Here’s your weekly update with a handful of in-depth articles we think are worth a bit of your time.
What on earth did EY do when they signed off on Wirecard’s audits?
This week saw the culmination of a stunning accounting scandal as Wirecard AG filed for insolvency after admitting that over $2 billion in cash on its balance sheet probably did “not exist”. Ernst & Young gave the company a clean bill of financial health and subsequently signed off on more than 10 years of the company’s results without raising significant concerns.
EY has now accused Wirecard of “an elaborate and sophisticated fraud” that allowed more than $2 billion to go missing. The company argues that “even the most robust audit procedures may not uncover this kind of fraud”.
But can EY reject all responsibility by blaming Wirecard? Between 2016 and 2018, EY did not check directly with Singapore’s OCBC Bank to confirm that the lender held large amounts of cash on behalf of Wirecard. Instead, EY relied on documents and screenshots provided by a third-party trustee and Wirecard itself.
Obtaining independent confirmation of bank balances is a routine procedure in an independent audit, something that is so basic that it would be taught on day one in an audit course. After all, if you cannot even trust the cash balance in the financial statements, what else can you trust? And cash is really easy to audit too, all it requires is a direct confirmation from the bank. So what exactly did EY do during the audit if they did not even confirm cash balances?
The Financial Times started raising troubling questions about Wirecard’s accounting as early as July 2015 and published story after story that should have compelled EY to ask the same tough questions the journalists were posing. But Ernst & Young issued unqualified audits of Wirecard for a decade despite increasing questions over suspect accounting practices from journalists and short sellers.
The Wirecard fraud is one of several international accounting scandals that have emerged on EY’s watch this year, including at NMC Health and Luckin Coffee. Of course, audit breakdowns are not unique to EY. All of the Big Four firms (as well as others in the next tier down) have been rocked by scandal upon scandal. What’s more, none of the firms are showing any sign of getting better; their audit failure rates bounce around considerably from year to year, but there is no clear improvement.

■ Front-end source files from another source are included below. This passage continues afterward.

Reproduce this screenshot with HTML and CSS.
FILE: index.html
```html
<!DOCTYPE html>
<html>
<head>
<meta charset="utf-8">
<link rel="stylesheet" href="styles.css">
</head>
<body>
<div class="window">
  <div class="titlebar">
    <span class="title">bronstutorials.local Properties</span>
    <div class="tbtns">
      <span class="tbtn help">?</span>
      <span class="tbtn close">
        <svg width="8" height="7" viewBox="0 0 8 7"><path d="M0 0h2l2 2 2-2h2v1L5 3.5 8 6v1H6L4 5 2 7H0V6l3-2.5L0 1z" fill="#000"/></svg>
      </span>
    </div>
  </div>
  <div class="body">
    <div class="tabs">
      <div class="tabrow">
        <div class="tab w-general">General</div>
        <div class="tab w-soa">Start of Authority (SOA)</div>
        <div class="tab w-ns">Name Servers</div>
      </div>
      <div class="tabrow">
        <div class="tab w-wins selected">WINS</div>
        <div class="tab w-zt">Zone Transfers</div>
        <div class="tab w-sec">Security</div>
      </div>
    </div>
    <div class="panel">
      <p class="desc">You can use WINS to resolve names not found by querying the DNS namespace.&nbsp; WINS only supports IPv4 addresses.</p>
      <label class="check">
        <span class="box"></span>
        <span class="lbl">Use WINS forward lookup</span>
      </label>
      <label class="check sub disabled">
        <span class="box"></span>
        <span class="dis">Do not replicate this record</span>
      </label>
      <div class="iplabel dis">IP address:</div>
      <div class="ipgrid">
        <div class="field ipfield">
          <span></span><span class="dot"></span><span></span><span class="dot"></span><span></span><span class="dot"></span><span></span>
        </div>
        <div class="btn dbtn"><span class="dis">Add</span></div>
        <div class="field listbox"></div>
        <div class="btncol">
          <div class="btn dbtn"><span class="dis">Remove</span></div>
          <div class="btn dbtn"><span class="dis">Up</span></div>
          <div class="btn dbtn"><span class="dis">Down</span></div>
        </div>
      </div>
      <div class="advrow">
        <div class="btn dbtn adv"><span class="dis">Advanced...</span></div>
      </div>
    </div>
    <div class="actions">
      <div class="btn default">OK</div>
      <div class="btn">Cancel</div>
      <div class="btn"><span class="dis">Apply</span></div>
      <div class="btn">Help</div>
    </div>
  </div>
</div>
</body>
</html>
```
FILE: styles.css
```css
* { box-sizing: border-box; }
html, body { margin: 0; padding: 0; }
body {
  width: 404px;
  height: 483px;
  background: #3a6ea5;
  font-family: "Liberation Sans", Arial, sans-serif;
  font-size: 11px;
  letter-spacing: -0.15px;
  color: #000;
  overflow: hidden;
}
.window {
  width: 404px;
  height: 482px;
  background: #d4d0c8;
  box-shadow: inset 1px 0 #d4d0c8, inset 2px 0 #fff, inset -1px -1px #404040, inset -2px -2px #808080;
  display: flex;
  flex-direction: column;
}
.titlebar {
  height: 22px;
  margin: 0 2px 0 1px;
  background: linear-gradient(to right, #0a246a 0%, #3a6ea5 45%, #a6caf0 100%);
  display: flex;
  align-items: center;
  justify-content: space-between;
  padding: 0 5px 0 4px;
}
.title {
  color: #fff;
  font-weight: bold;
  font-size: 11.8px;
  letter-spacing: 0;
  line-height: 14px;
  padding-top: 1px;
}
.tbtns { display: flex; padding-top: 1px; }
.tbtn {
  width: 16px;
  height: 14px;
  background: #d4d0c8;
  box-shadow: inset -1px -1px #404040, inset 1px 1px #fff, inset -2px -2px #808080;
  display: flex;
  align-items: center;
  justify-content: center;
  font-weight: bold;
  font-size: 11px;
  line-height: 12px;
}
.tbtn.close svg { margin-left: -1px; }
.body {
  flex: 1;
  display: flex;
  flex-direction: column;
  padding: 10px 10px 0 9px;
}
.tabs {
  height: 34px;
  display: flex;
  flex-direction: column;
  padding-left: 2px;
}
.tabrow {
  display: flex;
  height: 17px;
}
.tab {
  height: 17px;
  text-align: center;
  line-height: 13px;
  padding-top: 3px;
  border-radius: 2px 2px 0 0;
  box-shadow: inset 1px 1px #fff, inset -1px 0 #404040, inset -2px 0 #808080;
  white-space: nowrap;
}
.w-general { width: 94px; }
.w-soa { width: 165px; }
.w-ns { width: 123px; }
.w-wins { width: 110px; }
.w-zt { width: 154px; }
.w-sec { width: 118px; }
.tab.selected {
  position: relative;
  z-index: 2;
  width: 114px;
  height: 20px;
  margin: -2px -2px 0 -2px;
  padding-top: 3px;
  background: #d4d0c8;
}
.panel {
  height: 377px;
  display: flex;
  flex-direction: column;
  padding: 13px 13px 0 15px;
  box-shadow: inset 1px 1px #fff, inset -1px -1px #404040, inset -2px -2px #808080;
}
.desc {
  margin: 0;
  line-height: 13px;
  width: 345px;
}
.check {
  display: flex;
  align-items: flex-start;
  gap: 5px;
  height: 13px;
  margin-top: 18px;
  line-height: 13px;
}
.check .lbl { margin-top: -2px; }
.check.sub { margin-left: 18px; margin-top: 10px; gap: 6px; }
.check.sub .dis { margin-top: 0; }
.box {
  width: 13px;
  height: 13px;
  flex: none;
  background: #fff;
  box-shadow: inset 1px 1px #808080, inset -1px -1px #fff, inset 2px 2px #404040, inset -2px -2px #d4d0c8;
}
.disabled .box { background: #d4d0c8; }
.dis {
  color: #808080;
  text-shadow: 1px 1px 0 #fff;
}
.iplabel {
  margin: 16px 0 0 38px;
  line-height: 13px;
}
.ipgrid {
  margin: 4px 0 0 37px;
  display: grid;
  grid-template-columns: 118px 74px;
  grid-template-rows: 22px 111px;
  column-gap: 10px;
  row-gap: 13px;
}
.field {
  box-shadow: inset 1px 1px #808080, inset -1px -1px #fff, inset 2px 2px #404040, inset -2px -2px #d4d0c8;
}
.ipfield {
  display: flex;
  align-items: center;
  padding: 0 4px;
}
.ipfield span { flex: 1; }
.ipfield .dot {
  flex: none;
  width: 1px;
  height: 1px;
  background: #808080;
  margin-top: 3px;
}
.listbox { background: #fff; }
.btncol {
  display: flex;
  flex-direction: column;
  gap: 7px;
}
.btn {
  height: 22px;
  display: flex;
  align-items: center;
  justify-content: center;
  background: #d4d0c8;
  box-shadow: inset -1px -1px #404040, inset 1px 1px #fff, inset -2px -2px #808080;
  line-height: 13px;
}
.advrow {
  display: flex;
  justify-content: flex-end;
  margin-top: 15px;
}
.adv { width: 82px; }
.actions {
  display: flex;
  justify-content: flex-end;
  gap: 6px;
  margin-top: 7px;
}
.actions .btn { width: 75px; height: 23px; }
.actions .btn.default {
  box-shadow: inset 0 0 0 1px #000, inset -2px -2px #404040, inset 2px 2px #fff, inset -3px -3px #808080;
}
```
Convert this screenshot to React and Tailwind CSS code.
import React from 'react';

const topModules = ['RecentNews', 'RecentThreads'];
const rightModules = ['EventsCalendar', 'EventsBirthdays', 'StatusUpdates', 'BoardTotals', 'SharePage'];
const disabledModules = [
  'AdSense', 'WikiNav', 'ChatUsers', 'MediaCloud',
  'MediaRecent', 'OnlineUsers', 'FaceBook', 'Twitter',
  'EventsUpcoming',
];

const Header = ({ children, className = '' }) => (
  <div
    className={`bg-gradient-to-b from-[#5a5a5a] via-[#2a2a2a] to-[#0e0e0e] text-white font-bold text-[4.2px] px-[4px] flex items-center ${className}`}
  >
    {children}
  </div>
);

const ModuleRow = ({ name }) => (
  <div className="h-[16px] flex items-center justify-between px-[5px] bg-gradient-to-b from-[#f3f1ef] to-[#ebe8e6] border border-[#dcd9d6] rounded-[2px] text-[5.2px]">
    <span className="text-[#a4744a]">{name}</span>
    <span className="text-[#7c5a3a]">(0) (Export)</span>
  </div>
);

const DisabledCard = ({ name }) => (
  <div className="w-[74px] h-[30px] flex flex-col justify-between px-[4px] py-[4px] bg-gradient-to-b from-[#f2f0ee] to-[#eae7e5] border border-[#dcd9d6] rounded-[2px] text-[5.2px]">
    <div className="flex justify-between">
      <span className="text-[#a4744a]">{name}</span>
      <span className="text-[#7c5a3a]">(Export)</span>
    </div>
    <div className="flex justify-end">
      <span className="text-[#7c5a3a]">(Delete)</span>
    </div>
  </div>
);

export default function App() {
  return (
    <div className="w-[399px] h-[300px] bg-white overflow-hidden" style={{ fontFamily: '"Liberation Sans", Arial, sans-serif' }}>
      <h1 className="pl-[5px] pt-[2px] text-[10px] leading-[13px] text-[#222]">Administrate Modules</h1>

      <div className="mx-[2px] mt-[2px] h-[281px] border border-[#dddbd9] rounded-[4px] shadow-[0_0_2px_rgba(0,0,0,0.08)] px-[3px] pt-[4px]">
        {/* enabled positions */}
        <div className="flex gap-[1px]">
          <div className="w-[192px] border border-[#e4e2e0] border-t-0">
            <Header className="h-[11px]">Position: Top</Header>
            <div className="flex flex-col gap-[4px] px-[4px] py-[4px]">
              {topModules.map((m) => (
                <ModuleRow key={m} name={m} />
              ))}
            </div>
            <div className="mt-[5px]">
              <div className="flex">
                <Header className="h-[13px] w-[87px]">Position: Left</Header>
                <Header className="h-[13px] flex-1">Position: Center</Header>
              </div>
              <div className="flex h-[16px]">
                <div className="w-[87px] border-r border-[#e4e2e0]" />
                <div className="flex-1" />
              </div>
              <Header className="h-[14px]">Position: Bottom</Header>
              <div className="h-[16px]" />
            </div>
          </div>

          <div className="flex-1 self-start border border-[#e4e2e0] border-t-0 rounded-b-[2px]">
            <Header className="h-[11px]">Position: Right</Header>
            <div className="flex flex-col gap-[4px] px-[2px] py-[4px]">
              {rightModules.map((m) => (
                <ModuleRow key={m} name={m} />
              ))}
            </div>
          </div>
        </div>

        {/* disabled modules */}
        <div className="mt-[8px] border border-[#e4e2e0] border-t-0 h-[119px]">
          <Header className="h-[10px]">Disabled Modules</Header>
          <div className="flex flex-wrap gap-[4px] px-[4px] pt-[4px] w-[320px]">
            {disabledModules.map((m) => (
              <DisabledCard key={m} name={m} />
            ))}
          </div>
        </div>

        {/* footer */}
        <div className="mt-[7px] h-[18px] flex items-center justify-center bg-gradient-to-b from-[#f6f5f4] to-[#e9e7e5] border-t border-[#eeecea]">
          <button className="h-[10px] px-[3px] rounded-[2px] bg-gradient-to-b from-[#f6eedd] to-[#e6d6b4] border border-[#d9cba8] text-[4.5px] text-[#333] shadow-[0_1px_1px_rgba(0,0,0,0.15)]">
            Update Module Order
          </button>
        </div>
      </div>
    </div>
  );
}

A Q&A with Silicon Valley’s VC legend
Marc Andreessen is one of the most notable and influential figures in the history of the internet. He quite literally helped build the internet with his company Netscape, after which he founded the venture firm Andreessen Horowitz and went on to become one of the most legendary venture capitalists in Silicon Valley.
It’s been a while since Marc gave a public interview, but he recently had a conversation with The Observer Effect about how he spends his time and attention, how he tries to set goals for himself, how he reads so much, why free time is key to being productive, and what he wanted to accomplish with that “build” essay.
“The big thing is basically *everything* is on the calendar. Sleep is on the calendar, going to bed is in there and so is free time. Free time is critical because that’s the release valve. You can work full tilt for a long time as long as you know you have actual time for yourself coming up. I find if you don’t schedule enough free time, you get resentful of your own calendar.”